▸ Stored records
— begin —
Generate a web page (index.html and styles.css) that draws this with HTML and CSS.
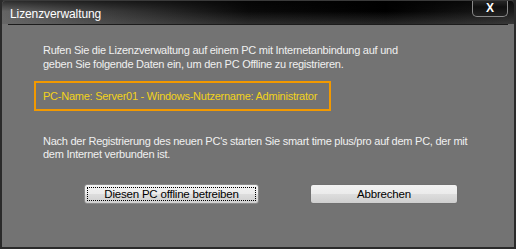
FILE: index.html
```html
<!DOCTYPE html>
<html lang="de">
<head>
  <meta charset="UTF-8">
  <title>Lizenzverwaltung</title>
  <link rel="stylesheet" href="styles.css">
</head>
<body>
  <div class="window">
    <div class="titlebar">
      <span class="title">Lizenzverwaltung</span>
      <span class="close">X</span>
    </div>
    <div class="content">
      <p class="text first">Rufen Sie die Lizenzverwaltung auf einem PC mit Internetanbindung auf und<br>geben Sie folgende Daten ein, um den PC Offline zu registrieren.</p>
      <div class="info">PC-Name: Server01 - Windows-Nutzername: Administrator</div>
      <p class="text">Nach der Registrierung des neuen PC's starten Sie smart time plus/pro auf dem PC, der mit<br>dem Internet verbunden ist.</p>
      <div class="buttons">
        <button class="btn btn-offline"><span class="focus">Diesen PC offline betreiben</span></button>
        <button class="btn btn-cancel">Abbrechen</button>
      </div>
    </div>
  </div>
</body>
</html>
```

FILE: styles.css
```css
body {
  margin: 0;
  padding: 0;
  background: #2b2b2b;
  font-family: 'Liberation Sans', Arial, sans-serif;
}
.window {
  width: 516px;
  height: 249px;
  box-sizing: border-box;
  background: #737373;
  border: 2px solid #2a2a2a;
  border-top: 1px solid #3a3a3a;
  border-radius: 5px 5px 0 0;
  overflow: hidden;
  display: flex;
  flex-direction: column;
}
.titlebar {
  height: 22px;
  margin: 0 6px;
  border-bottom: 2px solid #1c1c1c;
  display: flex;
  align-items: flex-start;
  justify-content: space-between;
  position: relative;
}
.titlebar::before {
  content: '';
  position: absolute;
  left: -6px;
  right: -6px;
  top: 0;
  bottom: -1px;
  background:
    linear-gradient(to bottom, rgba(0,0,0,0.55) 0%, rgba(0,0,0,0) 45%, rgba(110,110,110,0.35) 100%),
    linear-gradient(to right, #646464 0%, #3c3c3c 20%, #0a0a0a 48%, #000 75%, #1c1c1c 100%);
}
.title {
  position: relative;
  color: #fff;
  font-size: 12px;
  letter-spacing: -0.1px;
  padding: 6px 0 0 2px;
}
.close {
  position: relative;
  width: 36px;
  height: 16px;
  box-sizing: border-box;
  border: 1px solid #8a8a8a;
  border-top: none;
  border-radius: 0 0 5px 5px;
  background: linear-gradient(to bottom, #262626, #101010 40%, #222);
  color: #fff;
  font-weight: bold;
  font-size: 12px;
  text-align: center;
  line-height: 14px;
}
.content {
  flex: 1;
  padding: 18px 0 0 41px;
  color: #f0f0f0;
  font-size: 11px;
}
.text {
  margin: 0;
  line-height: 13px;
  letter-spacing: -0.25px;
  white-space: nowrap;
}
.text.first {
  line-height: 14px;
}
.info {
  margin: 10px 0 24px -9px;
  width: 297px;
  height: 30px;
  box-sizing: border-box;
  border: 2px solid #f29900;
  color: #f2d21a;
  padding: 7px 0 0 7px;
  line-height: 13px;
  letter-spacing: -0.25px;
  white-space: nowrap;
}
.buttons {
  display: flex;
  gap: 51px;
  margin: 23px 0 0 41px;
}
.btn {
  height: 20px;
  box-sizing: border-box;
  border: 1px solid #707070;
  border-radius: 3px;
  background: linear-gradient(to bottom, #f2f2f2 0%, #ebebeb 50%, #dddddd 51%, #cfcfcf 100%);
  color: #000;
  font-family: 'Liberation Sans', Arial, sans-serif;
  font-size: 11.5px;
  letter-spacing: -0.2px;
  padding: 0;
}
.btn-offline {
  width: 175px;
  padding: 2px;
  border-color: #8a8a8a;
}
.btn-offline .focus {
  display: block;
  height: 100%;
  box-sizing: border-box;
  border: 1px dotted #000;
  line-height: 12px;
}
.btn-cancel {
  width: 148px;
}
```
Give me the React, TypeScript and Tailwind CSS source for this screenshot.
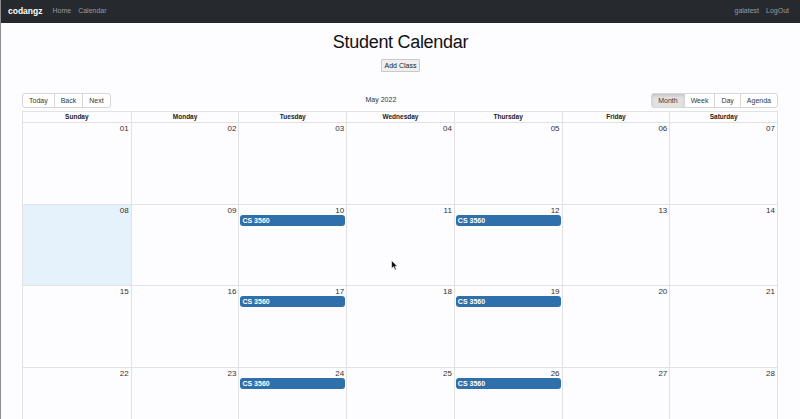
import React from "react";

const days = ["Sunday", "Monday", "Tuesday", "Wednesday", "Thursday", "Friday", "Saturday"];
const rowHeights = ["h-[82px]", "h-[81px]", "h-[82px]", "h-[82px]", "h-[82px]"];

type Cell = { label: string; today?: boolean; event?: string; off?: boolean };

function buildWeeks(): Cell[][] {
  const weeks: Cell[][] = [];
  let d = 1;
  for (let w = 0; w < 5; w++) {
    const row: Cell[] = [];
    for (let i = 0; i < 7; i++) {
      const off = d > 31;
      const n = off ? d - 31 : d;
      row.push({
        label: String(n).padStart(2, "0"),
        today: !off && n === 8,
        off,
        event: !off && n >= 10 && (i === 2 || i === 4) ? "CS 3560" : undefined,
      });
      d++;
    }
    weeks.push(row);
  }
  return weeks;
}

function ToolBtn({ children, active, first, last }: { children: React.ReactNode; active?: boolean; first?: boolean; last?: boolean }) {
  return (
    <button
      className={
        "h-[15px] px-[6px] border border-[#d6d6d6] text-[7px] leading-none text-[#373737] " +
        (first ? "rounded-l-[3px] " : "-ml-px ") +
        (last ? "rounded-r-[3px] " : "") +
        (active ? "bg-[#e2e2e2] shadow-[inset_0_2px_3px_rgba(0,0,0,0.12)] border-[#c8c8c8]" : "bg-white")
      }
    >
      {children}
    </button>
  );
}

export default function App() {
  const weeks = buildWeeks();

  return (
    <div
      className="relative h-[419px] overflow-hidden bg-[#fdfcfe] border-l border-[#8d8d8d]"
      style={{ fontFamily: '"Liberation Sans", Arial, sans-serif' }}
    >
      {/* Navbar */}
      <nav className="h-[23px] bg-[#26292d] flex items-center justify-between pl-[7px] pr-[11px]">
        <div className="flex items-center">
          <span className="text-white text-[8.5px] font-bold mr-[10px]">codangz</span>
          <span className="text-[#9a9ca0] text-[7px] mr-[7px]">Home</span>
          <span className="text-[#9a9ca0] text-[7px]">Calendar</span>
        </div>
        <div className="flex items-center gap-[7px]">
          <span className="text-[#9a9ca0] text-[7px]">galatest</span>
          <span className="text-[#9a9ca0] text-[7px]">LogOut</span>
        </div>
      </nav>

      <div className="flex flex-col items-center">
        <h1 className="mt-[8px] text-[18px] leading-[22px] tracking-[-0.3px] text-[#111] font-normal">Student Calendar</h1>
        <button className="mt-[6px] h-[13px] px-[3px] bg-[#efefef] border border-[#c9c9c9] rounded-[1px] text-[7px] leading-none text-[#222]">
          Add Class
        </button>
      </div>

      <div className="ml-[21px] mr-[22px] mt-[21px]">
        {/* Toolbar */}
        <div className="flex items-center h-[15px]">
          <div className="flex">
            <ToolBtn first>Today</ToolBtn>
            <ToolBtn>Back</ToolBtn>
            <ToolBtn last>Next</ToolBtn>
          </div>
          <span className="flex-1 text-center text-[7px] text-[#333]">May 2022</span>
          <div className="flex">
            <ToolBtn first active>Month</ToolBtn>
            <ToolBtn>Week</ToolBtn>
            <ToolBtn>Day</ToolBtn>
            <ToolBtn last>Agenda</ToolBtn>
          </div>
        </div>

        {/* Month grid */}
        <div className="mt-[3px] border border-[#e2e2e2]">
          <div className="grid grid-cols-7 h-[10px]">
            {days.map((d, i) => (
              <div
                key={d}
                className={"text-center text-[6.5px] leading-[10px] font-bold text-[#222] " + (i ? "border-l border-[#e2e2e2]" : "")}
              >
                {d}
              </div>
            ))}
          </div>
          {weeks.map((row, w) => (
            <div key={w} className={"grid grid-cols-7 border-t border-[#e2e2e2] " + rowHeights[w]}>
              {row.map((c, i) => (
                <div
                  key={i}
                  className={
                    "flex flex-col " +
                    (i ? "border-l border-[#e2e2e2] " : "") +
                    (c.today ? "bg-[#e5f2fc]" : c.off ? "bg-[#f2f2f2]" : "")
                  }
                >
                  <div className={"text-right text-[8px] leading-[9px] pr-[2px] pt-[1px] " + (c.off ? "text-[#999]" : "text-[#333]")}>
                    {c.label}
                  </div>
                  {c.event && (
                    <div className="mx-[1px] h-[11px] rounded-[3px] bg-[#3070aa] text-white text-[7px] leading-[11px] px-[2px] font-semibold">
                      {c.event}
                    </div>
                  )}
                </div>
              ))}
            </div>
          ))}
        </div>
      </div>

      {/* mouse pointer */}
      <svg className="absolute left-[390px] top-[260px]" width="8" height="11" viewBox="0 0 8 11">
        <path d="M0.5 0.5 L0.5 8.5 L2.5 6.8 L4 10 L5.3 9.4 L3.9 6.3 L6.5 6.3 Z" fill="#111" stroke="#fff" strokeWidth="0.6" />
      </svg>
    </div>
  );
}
— end —
— begin —
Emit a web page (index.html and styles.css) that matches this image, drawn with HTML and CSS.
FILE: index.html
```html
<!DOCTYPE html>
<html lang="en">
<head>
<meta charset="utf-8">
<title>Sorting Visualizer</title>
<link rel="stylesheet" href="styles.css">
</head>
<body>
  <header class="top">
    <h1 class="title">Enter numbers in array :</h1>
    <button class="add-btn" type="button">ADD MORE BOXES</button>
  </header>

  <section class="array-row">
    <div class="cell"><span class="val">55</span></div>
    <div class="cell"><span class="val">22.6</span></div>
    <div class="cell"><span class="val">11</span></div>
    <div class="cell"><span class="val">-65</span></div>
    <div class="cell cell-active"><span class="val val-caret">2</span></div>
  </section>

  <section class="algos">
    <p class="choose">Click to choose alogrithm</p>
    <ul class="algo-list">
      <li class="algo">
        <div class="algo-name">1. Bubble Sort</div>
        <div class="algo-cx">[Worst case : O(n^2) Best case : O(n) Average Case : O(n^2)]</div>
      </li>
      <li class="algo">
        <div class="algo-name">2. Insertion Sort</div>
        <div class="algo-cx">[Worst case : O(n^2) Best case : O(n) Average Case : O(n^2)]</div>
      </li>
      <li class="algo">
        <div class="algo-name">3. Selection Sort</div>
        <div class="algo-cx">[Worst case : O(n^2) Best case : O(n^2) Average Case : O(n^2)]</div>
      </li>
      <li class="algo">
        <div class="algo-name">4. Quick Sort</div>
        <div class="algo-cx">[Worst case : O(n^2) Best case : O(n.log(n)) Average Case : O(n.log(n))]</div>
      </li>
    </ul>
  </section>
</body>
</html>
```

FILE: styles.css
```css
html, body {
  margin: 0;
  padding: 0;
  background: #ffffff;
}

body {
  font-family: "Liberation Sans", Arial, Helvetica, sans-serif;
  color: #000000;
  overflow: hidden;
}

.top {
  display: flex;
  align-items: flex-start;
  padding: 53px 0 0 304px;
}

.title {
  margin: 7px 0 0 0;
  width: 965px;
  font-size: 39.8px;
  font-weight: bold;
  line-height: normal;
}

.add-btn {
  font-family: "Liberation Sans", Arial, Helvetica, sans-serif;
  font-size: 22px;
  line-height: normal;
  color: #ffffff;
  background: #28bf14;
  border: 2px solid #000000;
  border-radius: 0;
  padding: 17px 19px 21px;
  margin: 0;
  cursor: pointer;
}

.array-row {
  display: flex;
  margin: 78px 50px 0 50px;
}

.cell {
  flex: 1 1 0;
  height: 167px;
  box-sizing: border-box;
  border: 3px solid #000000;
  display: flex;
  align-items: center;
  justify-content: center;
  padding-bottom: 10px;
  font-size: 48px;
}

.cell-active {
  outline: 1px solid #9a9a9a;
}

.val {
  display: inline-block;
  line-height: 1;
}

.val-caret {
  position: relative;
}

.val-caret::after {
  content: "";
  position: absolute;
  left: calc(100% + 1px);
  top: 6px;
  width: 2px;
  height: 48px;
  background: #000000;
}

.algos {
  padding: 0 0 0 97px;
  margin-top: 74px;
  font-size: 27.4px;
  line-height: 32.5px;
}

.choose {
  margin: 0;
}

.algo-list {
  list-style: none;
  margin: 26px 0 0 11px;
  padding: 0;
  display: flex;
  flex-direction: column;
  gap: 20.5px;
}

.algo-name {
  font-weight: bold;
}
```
— end —
▸ The request
What lines above run from the one with "Give me the" to the one with "string; today?: boolean;"? Give them again exactly, ends included, and leave the pictures out.

▸ Expected output
Give me the React, TypeScript and Tailwind CSS source for this screenshot.
import React from "react";

const days = ["Sunday", "Monday", "Tuesday", "Wednesday", "Thursday", "Friday", "Saturday"];
const rowHeights = ["h-[82px]", "h-[81px]", "h-[82px]", "h-[82px]", "h-[82px]"];

type Cell = { label: string; today?: boolean; event?: string; off?: boolean };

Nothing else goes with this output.